TASK REQUIREMENTS.
Identify the lines bearing the string "React" and gather them.

[Code that builds pages]
╔══

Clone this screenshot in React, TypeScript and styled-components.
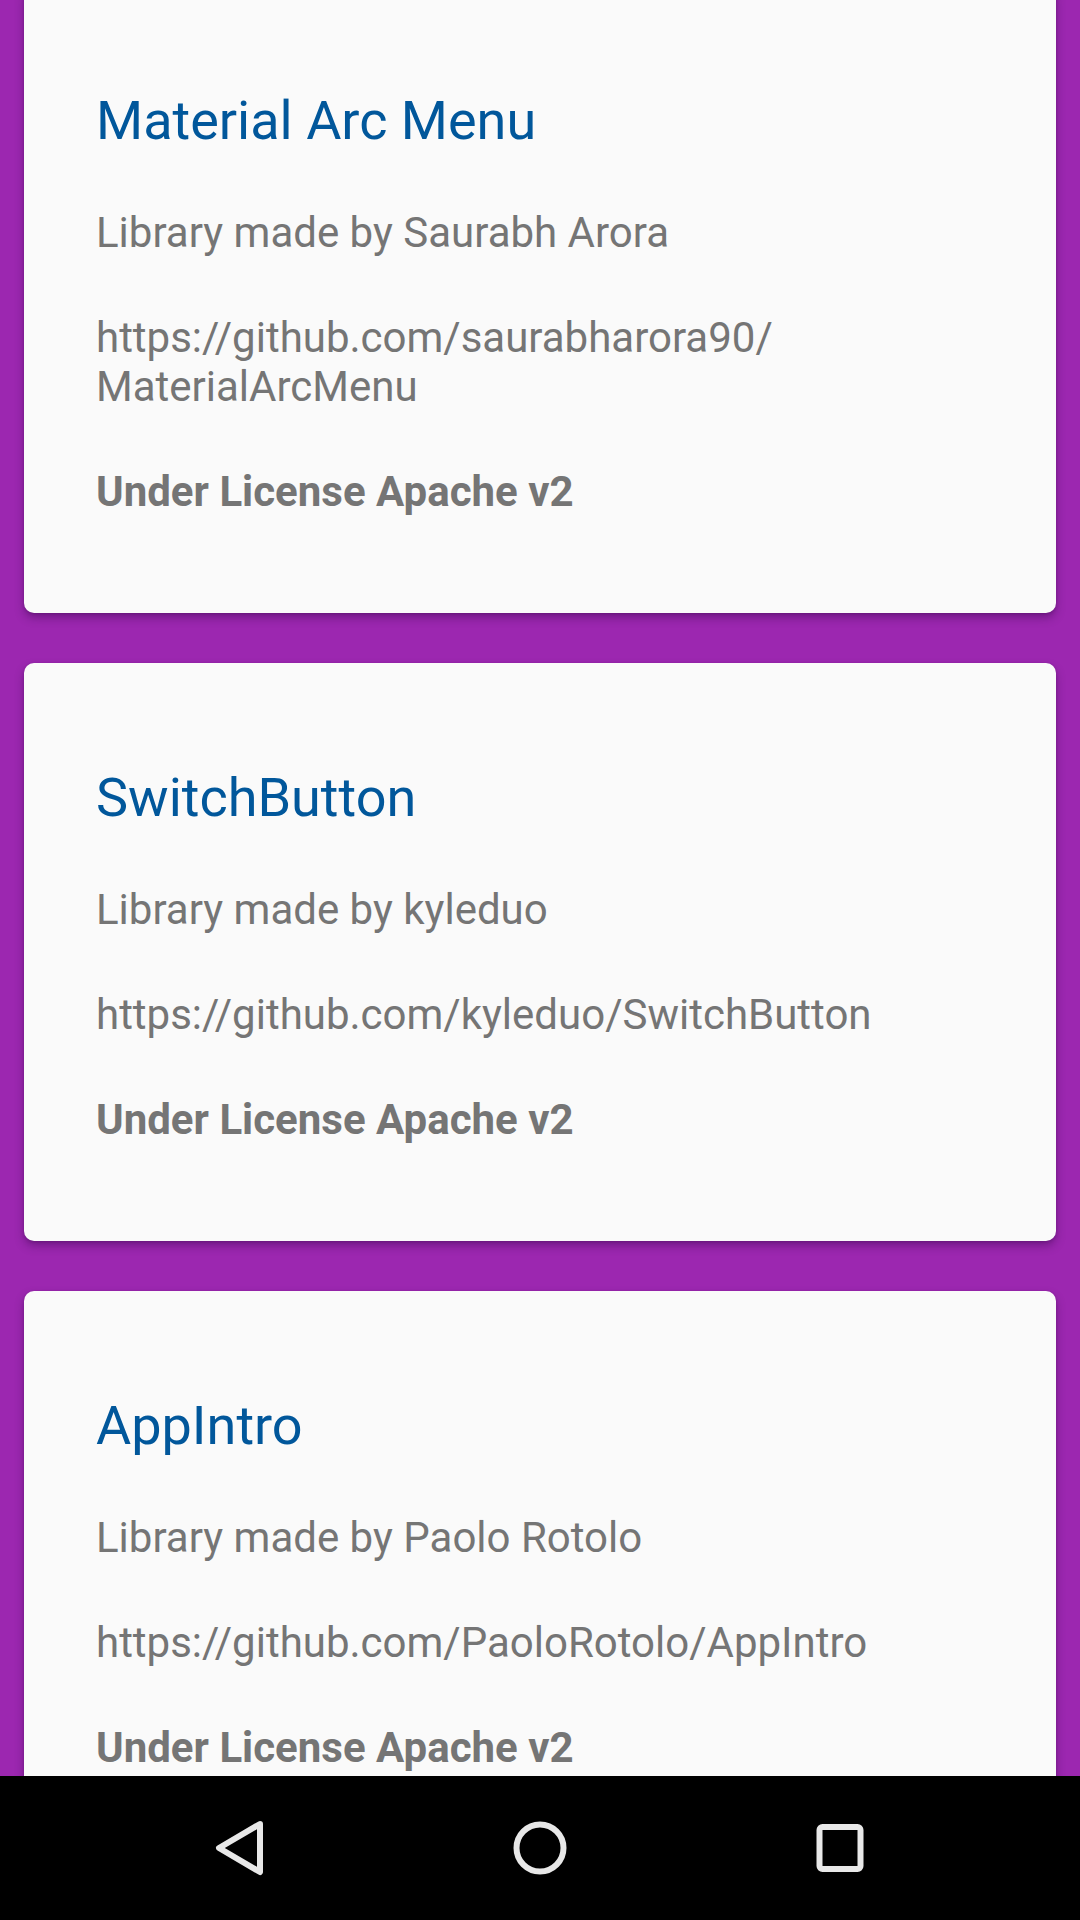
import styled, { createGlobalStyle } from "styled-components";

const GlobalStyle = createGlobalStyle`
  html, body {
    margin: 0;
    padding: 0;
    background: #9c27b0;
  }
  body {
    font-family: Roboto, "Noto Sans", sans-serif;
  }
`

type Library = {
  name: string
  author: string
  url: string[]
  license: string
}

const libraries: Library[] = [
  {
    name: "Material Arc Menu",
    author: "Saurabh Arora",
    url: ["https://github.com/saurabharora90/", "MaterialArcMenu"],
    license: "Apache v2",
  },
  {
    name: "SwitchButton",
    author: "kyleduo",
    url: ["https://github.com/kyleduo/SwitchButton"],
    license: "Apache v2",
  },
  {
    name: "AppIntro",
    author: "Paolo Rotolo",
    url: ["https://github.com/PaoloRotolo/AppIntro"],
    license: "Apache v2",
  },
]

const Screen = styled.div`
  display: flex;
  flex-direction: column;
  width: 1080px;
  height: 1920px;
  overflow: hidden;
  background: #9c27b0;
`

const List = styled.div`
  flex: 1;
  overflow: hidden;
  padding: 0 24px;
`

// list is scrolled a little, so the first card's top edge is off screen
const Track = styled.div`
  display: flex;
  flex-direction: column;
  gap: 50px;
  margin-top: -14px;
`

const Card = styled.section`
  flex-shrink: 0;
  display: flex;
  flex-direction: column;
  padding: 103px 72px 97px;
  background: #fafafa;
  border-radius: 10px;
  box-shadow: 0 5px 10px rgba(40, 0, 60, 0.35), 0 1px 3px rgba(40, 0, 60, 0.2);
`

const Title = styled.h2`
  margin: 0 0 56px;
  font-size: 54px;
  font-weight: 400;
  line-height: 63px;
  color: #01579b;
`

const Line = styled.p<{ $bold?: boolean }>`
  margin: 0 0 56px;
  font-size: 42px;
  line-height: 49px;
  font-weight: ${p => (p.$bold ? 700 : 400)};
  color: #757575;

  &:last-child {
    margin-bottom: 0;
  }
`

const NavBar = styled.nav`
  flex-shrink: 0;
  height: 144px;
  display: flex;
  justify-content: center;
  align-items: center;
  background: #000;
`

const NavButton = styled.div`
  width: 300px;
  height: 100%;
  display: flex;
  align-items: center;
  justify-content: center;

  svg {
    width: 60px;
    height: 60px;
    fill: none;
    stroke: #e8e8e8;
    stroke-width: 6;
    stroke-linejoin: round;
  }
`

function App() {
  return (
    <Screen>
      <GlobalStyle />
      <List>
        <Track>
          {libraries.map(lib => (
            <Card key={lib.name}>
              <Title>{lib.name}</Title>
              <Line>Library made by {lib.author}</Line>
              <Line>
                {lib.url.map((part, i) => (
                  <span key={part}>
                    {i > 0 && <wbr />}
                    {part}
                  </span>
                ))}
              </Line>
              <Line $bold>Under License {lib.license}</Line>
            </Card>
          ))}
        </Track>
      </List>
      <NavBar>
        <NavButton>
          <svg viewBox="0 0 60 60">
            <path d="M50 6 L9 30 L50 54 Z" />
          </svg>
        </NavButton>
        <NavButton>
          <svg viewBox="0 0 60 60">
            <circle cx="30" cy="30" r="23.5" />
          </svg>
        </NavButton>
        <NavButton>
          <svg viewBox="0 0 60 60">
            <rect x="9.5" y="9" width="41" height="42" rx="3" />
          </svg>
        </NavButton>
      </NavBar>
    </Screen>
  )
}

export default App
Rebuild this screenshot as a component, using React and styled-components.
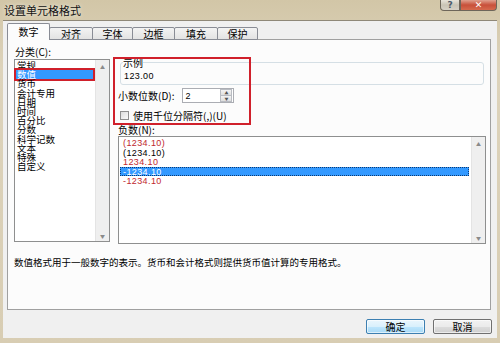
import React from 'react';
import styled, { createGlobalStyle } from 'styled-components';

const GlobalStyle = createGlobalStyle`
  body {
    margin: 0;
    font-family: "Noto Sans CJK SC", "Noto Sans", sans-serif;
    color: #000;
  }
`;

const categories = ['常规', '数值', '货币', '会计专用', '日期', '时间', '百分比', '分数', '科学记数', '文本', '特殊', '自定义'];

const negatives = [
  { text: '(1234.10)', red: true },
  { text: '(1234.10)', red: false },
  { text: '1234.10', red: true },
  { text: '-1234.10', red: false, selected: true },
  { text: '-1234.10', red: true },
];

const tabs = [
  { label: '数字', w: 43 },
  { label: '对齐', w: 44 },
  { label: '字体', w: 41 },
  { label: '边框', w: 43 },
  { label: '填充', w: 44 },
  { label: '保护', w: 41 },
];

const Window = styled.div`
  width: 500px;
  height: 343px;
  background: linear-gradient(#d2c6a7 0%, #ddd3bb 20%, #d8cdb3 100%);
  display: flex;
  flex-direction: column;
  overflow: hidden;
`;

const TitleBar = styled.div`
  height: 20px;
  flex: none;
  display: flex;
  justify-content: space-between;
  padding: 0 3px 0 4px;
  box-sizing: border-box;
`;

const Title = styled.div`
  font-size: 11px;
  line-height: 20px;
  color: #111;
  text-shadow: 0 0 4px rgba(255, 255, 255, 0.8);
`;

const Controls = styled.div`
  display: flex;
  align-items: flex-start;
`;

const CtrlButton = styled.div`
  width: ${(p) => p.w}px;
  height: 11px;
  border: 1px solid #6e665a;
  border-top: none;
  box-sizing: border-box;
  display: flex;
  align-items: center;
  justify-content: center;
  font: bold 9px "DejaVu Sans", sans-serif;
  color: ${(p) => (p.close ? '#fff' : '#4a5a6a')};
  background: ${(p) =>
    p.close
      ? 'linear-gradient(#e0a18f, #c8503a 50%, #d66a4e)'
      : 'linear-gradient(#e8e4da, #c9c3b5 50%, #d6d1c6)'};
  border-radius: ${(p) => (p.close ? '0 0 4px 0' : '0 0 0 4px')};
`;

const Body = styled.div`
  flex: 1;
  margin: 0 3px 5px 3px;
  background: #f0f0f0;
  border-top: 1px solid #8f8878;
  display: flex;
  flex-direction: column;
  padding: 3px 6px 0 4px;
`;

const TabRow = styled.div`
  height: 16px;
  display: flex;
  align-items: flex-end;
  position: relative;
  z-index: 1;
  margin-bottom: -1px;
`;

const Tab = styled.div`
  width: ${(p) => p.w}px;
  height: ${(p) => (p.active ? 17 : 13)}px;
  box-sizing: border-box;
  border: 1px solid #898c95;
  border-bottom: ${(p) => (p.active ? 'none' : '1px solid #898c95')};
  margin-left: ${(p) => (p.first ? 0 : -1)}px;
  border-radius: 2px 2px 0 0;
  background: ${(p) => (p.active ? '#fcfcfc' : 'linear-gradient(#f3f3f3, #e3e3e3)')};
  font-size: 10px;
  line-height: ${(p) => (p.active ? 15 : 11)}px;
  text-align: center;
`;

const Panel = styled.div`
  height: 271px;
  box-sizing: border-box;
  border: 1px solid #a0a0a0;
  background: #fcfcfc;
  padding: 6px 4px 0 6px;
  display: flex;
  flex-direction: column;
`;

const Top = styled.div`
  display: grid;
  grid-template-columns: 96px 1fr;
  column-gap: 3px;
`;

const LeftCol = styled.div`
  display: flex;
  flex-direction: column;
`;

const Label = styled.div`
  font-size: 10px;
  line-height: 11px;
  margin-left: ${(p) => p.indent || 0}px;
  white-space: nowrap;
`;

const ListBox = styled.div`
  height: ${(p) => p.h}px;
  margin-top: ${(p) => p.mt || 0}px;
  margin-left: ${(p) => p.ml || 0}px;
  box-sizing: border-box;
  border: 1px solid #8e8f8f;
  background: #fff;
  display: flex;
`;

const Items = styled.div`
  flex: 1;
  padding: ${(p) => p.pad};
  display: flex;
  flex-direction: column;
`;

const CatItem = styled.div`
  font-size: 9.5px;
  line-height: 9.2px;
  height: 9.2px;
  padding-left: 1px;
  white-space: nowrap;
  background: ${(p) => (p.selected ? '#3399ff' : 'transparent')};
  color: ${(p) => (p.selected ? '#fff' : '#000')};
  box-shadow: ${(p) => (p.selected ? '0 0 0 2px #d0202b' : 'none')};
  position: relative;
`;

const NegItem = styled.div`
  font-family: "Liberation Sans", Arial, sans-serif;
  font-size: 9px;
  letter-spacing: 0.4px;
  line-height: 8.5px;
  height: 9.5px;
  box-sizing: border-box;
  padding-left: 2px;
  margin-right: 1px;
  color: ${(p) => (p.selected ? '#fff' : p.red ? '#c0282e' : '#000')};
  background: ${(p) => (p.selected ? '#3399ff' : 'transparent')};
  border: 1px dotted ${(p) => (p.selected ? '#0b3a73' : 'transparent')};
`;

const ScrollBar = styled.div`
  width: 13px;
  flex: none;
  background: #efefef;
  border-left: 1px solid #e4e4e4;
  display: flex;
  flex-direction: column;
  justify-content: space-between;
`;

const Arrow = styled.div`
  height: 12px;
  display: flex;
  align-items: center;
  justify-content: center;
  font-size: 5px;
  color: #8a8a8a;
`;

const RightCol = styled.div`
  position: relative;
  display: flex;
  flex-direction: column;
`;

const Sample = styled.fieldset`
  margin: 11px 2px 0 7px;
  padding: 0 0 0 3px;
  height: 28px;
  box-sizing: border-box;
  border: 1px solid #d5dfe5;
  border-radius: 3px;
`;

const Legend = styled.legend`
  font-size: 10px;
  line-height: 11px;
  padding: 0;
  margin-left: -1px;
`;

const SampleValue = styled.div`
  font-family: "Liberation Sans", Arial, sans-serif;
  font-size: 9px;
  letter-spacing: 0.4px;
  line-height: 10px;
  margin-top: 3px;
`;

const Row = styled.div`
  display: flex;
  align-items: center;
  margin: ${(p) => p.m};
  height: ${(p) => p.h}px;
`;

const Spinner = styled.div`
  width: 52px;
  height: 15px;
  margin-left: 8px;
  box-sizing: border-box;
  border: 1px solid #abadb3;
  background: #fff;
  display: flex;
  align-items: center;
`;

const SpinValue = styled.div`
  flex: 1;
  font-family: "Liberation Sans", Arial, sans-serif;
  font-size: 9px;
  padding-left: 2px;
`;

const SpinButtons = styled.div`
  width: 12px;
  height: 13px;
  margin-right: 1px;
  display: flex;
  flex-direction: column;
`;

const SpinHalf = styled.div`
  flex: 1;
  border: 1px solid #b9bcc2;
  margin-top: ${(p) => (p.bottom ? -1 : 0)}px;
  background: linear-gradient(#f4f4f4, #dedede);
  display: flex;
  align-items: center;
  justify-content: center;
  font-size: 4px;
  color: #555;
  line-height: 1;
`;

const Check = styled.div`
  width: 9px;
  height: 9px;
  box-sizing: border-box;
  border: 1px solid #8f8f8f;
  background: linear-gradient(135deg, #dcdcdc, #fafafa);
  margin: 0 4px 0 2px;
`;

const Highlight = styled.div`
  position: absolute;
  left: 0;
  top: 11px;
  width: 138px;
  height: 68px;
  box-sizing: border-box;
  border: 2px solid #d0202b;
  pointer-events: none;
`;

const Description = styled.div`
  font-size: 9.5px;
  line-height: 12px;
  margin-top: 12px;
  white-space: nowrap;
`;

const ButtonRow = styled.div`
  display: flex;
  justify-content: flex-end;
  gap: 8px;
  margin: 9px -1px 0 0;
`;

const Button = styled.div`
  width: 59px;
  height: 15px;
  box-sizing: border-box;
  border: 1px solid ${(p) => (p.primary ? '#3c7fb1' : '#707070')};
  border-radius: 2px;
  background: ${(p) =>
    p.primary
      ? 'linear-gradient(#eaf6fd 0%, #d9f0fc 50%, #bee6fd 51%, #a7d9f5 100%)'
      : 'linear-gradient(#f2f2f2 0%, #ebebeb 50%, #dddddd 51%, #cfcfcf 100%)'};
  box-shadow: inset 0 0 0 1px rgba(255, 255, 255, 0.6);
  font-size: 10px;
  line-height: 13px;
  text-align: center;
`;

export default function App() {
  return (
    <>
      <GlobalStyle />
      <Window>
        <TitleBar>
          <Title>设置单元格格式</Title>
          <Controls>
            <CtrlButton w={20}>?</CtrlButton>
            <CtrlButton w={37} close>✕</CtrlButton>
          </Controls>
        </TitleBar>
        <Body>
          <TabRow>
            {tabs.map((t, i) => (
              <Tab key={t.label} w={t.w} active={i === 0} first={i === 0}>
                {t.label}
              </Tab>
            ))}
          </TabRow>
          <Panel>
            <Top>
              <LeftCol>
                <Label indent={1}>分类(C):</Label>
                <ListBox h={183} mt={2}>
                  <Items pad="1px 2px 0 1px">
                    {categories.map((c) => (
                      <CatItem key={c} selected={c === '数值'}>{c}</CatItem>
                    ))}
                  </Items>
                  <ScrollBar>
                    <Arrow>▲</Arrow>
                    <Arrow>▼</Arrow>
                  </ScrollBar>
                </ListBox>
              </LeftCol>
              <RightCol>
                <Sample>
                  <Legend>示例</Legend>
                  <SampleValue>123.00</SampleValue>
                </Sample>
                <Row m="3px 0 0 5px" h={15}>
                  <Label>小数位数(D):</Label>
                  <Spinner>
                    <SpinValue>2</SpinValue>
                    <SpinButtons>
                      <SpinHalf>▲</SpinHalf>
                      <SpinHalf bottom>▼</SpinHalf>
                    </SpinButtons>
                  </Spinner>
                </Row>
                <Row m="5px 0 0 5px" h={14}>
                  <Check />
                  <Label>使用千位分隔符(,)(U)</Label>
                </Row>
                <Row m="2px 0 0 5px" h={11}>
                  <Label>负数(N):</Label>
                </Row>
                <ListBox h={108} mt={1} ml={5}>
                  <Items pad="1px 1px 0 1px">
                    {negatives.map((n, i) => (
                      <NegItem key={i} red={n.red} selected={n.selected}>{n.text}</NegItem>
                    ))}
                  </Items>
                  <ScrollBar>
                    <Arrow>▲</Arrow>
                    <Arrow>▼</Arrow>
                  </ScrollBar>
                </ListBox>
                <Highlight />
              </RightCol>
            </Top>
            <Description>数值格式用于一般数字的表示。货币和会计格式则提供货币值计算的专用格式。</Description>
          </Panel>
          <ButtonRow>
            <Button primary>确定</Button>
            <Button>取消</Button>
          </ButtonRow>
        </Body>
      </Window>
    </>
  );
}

╚══

WRITTEN ANSWER.
Clone this screenshot in React, TypeScript and styled-components.
Rebuild this screenshot as a component, using React and styled-components.
import React from 'react';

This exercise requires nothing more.